Previously, I posted the results of the RESPECT study, which tested PFO closure vs. medical therapy. Briefly, the primary analysis failed to show PFO closure to be beneficial, but the primary analysis was deemed “invalid”. So they did a secondary analysis, which also failed to show benefit. Tertiary and quaternary analyses did suggest benefit, however, so now we’re supposed to get all excited.
Yesterday we received the results of the PC trial (data here, but you need to fill out a free registration), and the story is largely the same. 414 subjects were randomized 1:1. The primary outcome was a composite of death, non-fatal stroke, TIA, or peripheral embolism (composite outcomes making it easier to imply benefit). After a mean follow-up of 4 years, there were 7 events in the closure group (3.4%) and 11 in the medical group (5.2%). This difference didn’t reach statistical significance. A bunch of subgroup analyses failed to show anything either, except to contradict the RESPECT finding that having an atrial septal aneurysm predicted greater response to PFO closure.
Of note, the annualized event rate in the medical arm was only 1.3%/year–a much lower rate than was relied upon in calculating the sample size. Thus, the study was underpowered to detect the
hoped-for hypothesized 66% relative risk reduction. The low event rate supports my own speculation about the causal role for PFO in cryptogenic stroke:
I think that having a PFO probably does slightly increase one’s stroke risk. The magnitude of this increase is very small, but with ~ 75 million Americans harboring one, a few will manifest with stroke. Then you follow a few hundred such patients for a few years and what happens to them? Not much.

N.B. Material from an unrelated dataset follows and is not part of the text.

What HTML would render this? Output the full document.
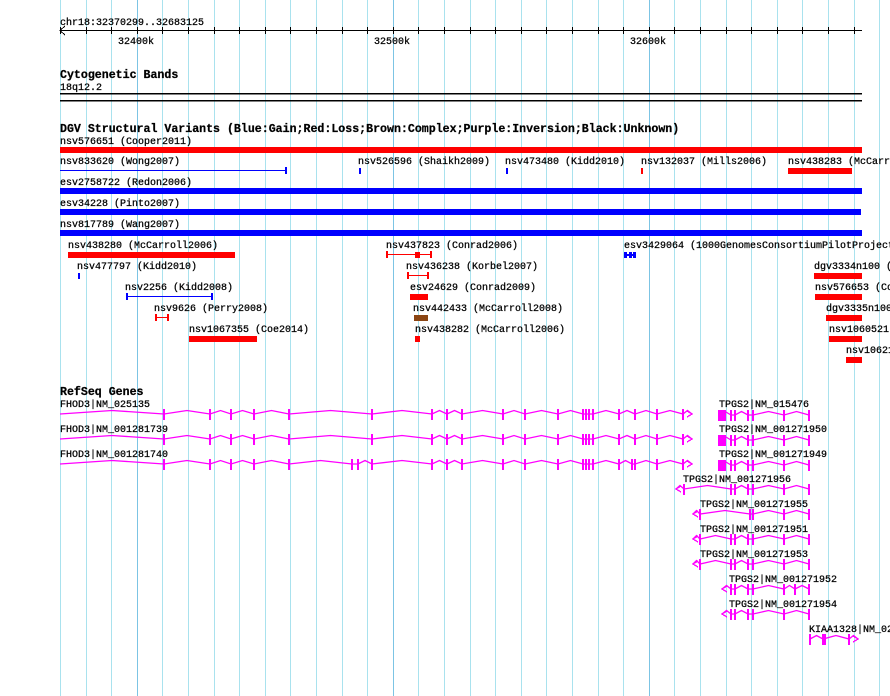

Here’s another example: The ISUIA study suggested that the rupture risk for small anterior circulation aneurysms is 0%. However, all of us in the stroke field have seen plenty of subarachnoid hemorrhages from such aneurysms. Why? 2.5% of people have an occult, unruptured, cerebral aneurysm. Even if the rupture risk is tiny, some of those several million people harboring one will hemorrhage. But that doesn’t mean that every patient who’s found to have such a lesion should have it treated.
A final analogy. The probability of hitting the lottery is very low, but with millions of people playing, there are some winners. Now suppose we enroll that handful of lottery winners in a registry and tally how many of them win a second time. Probably none will. Indeed, when I counsel cryptogenic stroke patients about their recurrence risk, I often invoke the analogy of the “anti-lottery”.
In the prior PFO post, I suggested that we might get some input from a better clinical trialist than I. So here’s Dr. Patrick Lyden of Ceders-Sinai, one of the top strokeologists in the world* (emphasis added):
A “non-statistically significant reduction” is also known as “failure to achieve the primary endpoint” , or better known as “no evidence of benefit”. Those confidence intervals strongly suggest no benefit with that device.
I concur with . . . the need to continue and complete [the REDUCE trial, for which UW will be a site]. Very importantly, the failure of RESPECT and PC argue powerfully against any use of devices outside of a controlled clinical trial.
* Disclosure: He’s also one of my mentors.